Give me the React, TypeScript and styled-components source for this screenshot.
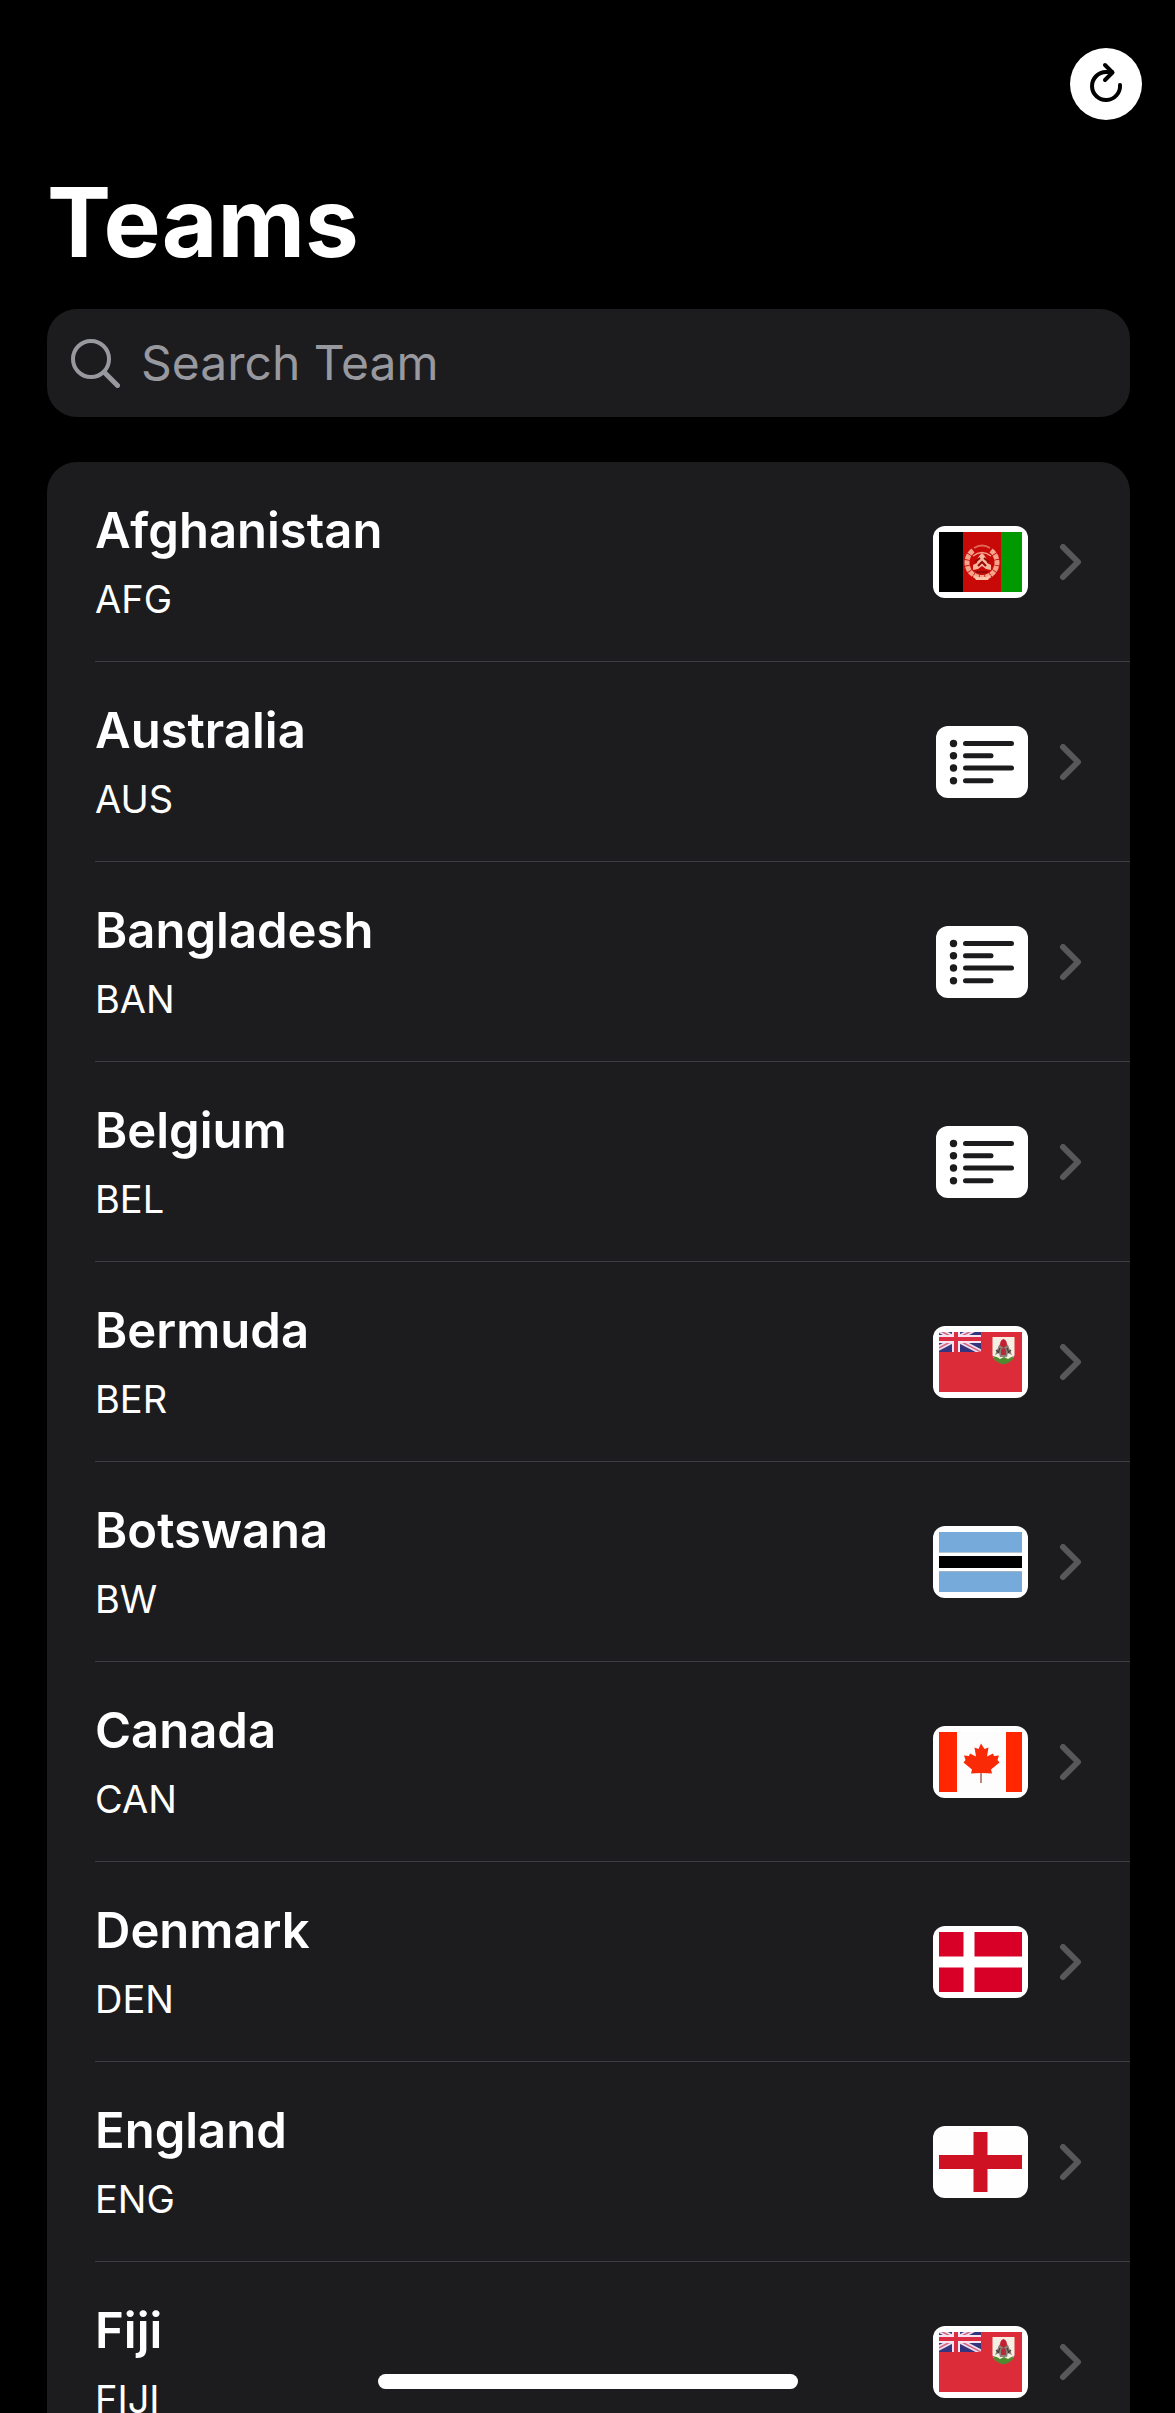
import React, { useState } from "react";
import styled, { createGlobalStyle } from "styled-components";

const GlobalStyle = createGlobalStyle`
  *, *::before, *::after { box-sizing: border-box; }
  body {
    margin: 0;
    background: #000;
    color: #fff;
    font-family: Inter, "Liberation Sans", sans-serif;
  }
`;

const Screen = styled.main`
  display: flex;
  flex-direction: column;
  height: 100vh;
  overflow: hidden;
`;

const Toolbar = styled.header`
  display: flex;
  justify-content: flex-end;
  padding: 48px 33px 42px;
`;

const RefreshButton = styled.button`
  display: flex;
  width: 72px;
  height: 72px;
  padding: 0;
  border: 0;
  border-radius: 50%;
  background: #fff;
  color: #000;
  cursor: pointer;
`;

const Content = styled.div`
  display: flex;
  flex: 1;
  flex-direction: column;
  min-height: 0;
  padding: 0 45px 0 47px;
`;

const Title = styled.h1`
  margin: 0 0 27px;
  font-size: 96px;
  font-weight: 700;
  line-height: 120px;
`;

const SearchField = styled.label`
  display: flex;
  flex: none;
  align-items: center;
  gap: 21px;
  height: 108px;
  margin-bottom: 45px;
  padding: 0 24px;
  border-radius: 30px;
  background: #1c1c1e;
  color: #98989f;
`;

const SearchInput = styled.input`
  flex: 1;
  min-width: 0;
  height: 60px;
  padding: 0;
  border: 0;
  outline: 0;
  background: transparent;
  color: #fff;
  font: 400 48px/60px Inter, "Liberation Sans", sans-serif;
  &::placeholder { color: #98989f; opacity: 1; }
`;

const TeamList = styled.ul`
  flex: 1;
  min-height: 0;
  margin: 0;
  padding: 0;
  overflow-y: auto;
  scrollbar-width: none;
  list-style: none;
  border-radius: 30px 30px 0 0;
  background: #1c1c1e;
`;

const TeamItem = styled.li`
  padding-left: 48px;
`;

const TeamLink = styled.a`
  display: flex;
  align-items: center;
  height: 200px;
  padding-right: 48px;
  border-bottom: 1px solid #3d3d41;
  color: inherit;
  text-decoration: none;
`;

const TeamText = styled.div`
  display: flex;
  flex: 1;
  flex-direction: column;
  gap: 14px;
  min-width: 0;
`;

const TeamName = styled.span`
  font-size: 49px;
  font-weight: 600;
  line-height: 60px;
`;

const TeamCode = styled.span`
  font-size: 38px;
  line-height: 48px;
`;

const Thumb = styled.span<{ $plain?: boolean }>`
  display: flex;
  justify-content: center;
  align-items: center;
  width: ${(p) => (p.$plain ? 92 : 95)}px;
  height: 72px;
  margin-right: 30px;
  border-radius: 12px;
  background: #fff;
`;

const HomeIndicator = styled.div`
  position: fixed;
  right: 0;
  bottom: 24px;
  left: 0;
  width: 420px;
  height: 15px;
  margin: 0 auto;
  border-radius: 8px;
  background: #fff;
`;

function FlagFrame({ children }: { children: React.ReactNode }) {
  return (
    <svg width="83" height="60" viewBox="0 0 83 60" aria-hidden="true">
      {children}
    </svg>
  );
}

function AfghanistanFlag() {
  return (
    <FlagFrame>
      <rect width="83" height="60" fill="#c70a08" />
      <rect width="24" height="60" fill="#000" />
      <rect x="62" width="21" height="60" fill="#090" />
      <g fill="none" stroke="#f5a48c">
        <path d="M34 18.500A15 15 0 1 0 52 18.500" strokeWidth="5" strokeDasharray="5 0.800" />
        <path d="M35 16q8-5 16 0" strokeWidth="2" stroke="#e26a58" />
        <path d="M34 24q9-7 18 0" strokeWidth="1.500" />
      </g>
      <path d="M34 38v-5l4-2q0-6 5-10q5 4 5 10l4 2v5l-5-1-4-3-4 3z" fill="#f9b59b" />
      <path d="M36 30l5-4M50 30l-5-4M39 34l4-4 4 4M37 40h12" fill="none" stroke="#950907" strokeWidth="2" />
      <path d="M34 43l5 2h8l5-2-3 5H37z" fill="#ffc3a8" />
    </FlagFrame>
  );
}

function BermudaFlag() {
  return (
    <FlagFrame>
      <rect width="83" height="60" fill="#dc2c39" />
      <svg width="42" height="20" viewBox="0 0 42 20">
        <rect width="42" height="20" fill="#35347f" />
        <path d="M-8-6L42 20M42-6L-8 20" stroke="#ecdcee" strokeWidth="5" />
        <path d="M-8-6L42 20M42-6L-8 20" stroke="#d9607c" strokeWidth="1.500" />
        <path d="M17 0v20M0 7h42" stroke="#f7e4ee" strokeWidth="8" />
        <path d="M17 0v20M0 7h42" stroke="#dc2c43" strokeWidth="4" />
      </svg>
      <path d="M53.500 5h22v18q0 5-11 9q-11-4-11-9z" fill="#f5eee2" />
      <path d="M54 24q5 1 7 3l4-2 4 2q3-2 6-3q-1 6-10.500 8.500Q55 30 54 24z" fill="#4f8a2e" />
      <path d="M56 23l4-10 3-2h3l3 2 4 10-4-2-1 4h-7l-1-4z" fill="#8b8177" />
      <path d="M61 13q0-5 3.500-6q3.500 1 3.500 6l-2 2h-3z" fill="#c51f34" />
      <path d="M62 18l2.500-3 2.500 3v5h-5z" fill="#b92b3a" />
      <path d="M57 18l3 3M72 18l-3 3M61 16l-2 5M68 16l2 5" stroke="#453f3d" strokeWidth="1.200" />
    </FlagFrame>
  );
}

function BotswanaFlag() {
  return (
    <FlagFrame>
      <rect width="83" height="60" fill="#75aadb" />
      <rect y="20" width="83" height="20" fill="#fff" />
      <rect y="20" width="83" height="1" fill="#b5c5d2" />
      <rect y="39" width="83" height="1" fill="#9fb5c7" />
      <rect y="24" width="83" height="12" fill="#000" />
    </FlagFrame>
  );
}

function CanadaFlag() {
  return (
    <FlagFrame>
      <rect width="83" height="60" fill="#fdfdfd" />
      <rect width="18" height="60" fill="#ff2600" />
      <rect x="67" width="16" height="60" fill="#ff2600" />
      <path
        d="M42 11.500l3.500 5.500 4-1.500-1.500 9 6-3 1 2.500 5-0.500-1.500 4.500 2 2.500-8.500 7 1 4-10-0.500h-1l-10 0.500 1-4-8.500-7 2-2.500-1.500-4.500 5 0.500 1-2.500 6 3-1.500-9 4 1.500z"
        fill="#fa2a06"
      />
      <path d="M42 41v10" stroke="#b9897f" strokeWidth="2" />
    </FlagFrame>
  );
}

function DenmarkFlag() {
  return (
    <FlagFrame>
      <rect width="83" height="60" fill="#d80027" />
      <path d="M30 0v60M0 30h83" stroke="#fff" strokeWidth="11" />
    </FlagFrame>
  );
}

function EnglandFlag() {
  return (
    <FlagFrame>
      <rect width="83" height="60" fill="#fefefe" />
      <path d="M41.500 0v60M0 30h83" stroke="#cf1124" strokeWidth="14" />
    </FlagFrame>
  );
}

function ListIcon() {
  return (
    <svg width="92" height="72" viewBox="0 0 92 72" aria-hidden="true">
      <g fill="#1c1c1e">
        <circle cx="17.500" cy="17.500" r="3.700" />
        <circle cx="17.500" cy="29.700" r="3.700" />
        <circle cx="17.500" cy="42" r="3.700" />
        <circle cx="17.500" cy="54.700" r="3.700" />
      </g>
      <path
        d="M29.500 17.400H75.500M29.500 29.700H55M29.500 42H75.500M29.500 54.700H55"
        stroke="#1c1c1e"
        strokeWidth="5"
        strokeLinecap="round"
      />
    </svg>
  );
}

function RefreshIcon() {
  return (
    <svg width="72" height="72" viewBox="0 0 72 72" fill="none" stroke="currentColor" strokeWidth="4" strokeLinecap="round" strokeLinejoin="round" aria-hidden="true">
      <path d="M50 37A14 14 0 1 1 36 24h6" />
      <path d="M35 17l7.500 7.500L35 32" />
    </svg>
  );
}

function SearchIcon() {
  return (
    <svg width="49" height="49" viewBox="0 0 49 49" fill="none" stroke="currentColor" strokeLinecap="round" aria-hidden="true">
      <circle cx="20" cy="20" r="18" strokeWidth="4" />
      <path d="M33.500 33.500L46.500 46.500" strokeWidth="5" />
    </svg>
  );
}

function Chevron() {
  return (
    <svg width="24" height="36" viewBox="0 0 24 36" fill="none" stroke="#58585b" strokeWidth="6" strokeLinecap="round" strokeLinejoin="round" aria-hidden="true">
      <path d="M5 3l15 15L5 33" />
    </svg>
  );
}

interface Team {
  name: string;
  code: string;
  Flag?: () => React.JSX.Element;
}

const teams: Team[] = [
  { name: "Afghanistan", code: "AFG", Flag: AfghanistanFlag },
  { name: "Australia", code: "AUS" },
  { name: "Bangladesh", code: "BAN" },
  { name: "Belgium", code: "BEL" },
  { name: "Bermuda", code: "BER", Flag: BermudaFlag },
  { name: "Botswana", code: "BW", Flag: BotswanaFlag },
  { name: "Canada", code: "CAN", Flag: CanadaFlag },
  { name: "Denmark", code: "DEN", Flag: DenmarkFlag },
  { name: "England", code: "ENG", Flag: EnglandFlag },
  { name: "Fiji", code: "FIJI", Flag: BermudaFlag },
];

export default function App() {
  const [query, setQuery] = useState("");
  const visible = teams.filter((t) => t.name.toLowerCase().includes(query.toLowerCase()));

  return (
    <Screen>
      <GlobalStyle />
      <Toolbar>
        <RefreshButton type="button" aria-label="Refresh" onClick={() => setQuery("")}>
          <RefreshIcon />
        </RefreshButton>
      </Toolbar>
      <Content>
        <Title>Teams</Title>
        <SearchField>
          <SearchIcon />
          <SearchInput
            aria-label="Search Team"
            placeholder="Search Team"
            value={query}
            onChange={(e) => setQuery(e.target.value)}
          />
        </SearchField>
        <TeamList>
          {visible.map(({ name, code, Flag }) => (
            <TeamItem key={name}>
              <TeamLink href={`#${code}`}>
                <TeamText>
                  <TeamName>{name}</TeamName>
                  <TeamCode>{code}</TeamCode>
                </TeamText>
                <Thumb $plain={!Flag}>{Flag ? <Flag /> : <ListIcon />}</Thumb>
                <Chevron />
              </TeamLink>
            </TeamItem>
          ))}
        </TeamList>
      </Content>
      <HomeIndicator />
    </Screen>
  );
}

Problem description: Pick out every line above that contains the word "React" and copy it.

Result:
Give me the React, TypeScript and styled-components source for this screenshot.
import React, { useState } from "react";
function FlagFrame({ children }: { children: React.ReactNode }) {
  Flag?: () => React.JSX.Element;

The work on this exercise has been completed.